Email Protection

One of the most effective email protection measures is greylisting – a process that automatically returns inbound emails to their originating servers with a request for the email to be resent. In tests, greylisting has increased spam detection rates from 99% to 99.9% – significantly reducing the number of email-borne security threats that evade detection.

Most businesses are aware that email is the number one attack vector for cybercriminals, and most take whatever precautions they can to protect inboxes from email-borne security threats. However, as vendors add more security features to their software, cybercriminals find ways to circumnavigate them, mask their identities, and exploit any gaps in email protection they find.

To address the increasing sophistication of email-borne security threats, some email filters include a greylisting option. As explained above, the greylisting process automatically returns inbound emails to their originating servers with a request for the email to be resent – except emails from senders who have been previously whitelisted to prevent emails from trusted sources being delayed.

Email Flow

How the Greylisting Process Works

To understand how greylisting works, it is necessary to know how outbound mail servers deal with undelivered emails, and that emails do not always get delivered straight away. They might be returned due to (for example) a temporary fault along their route or because they have been rejected by an email filter´s recipient verification or sender authentication tests.

When an email is returned to its originating outbound mail server, it is put into a mail retry queue and usually resubmitted within minutes. The same process occurs when an outbound mail server receives a greylisted email. When the greylisted email is resubmitted, the greylisting process recognizes the email has been returned and allows it through to the software´s filtering processes.

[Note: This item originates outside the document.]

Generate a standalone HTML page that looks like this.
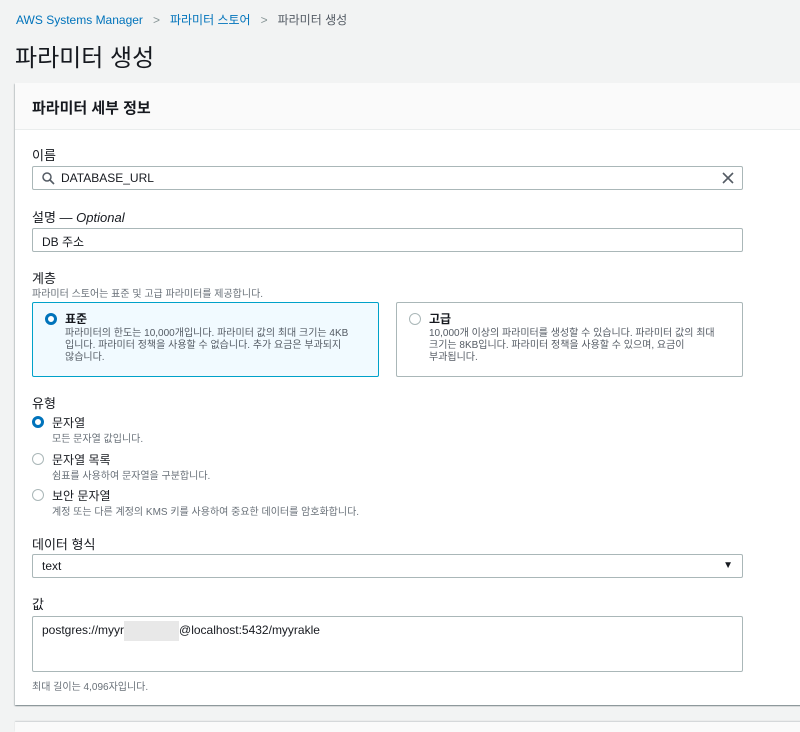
<!DOCTYPE html>
<html><head><meta charset="utf-8"><style>
*{box-sizing:border-box;margin:0;padding:0}
body{width:800px;height:728px;overflow:hidden;background:#f2f3f3;font-family:"Liberation Sans","Noto Sans CJK KR",sans-serif;color:#16191f;position:relative}
.a{position:absolute;white-space:nowrap}
.bc{top:11px;left:16px;font-size:12px;color:#545b64}
.bc .l{color:#0073bb}
.bc .s{color:#879596;margin:0 10px}
h1{position:absolute;top:38px;left:15px;font-size:24px;font-weight:400;color:#16191f}
.card{position:absolute;left:15px;top:83px;width:800px;height:622px;background:#fff;box-shadow:0 1px 1px rgba(0,28,36,.3),1px 1px 1px rgba(0,28,36,.15),-1px 1px 1px rgba(0,28,36,.15)}
.hd{position:absolute;left:0;top:0;width:100%;height:47px;background:#fafafa;border-bottom:1px solid #eaeded}
.hd span{position:absolute;left:17px;top:14px;font-size:15px;font-weight:700}
.lb{font-size:13px;color:#16191f}
.inp{position:absolute;left:32px;width:711px;height:24px;border:1px solid #aab7b8;border-radius:2px;background:#fff;font-size:12px;padding:4px 9px}
.sm{font-size:10px;color:#687078}
.tile{position:absolute;top:302px;height:75px;border:1px solid #aab7b8;border-radius:2px;padding:7px 16px 0 32px}
.tile.on{background:#f1faff;border-color:#00a1c9}
.tile b{font-size:12px;display:block;margin-bottom:1px}
.tile p{font-size:10px;color:#545b64;line-height:12px;white-space:normal;word-break:keep-all}
.r{position:absolute;width:12px;height:12px;border-radius:50%;border:1px solid #aab7b8;background:#fff}
.r.on{border:3.5px solid #0073bb}
</style></head><body>
<div class="a bc"><span class="l">AWS Systems Manager</span><span class="s">&gt;</span><span class="l">파라미터 스토어</span><span class="s">&gt;</span>파라미터 생성</div>
<h1>파라미터 생성</h1>
<div class="card"><div class="hd"><span>파라미터 세부 정보</span></div></div>
<div class="a lb" style="left:32px;top:145px">이름</div>
<div class="inp" style="top:166px;padding-left:28px">DATABASE_URL
<svg style="position:absolute;left:9px;top:5px" width="13" height="13" viewBox="0 0 13 13"><circle cx="5" cy="5" r="4" fill="none" stroke="#545b64" stroke-width="1.5"/><path d="M8 8l4 4" stroke="#545b64" stroke-width="1.6"/></svg>
<svg style="position:absolute;right:8px;top:5px" width="12" height="12" viewBox="0 0 12 12"><path d="M1 1l10 10M11 1L1 11" stroke="#545b64" stroke-width="1.6"/></svg></div>
<div class="a lb" style="left:32px;top:207px">설명 — <i>Optional</i></div>
<div class="inp" style="top:228px">DB 주소</div>
<div class="a lb" style="left:32px;top:268px">계층</div>
<div class="a sm" style="left:32px;top:285px">파라미터 스토어는 표준 및 고급 파라미터를 제공합니다.</div>
<div class="tile on" style="left:32px;width:347px"><span class="r on" style="left:12px;top:10px"></span><b>표준</b><p>파라미터의 한도는 10,000개입니다. 파라미터 값의 최대 크기는 4KB 입니다. 파라미터 정책을 사용할 수 없습니다. 추가 요금은 부과되지 않습니다.</p></div>
<div class="tile" style="left:396px;width:347px"><span class="r" style="left:12px;top:10px"></span><b>고급</b><p>10,000개 이상의 파라미터를 생성할 수 있습니다. 파라미터 값의 최대 크기는 8KB입니다. 파라미터 정책을 사용할 수 있으며, 요금이 부과됩니다.</p></div>
<div class="a lb" style="left:32px;top:393px">유형</div>
<span class="r on" style="left:32px;top:416px"></span><div class="a" style="left:52px;top:414px;font-size:12px">문자열</div><div class="a sm" style="left:52px;top:430px">모든 문자열 값입니다.</div>
<span class="r" style="left:32px;top:453px"></span><div class="a" style="left:52px;top:451px;font-size:12px">문자열 목록</div><div class="a sm" style="left:52px;top:467px">쉼표를 사용하여 문자열을 구분합니다.</div>
<span class="r" style="left:32px;top:489px"></span><div class="a" style="left:52px;top:487px;font-size:12px">보안 문자열</div><div class="a sm" style="left:52px;top:503px">계정 또는 다른 계정의 KMS 키를 사용하여 중요한 데이터를 암호화합니다.</div>
<div class="a lb" style="left:32px;top:534px">데이터 형식</div>
<div class="inp" style="top:554px">text<span style="position:absolute;right:9px;top:5px;font-size:10px;color:#16191f">▼</span></div>
<div class="a lb" style="left:32px;top:594px">값</div>
<div class="inp" style="top:616px;height:56px;padding-top:6px">postgres://myyr<span style="display:inline-block;width:55px;height:20px;background:#e8e8e8;vertical-align:middle;margin:-6px 0"></span>@localhost:5432/myyrakle</div>
<div class="a sm" style="left:32px;top:678px">최대 길이는 4,096자입니다.</div>
<div style="position:absolute;left:15px;top:722px;width:800px;height:10px;background:#fafafa;box-shadow:0 -1px 1px rgba(0,28,36,.15)"></div>
</body></html>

Spammers´ mail servers often have the mail retry capability disabled. This is because the server receives large volumes of returned email and, if every returned email was added to a mail retry queue, the mail server would constantly be resubmitting emails rather than sending fresh spam. Consequently, greylisted emails are rarely returned by spam servers.

Why Greylisting is an Effective Email Protection Measure

Greylisting is an effective email protection measure because emails that are not returned never have the opportunity to circumnavigate the email filter´s security features and arrive in users´ inboxes. Although it may not stop targeted emails sent from servers with the mail retry capability enabled, it significantly reduces the likelihood of a non-targeted, malware-harboring email being delivered.

Furthermore, with less spam “getting through the front door”, email filtering processes work more efficiently. This can be beneficial for large organizations that receive a substantial volume of inbound email as, with fewer emails to test, scan, and check against filtering policies, the delivery of genuine emails is accelerated – mitigating any delays attributable to the greylisting process.

Bear in mind that it is possible to whitelist trusted sources to prevent emails from these sources being greylisted. However, whitelisting too many trusted sources can also be risky as there is no guarantee a trusted source will not be compromised and used to send BEC and phishing emails, or distribute malware and ransomware via apparently genuine links and attachments.

Other Email Filtering Features to Look Out For

Although greylisting is one of the most effective email protection measures, it is not the only one. Email filters with predictive analysis capabilities can reduce email-borne security threats such as Zero Day attacks and spear phishing, while outbound filtering can help prevent data leaks and identify internal accounts that have been compromised and are being used remotely by cybercriminals.

It is also a good idea to implement an email filter that sandboxes quarantined emails so they can be inspected in a controlled environment without any malware or ransomware spreading throughout the network. Some email filters have “spin-up-and-tear-down” sandboxes for this very purpose, and some can even be deployed on-premises to isolate threats from data stored in the cloud.

One final consideration is that many organizations have already invested in or committed to their existing email filtering solutions. Although it may not seem to be a cost-effective measure to place a greylisting email filter in front of an existing email filter, the cost of the greylisting filter is more than justified if it stops a single email-borne security threat evading detection.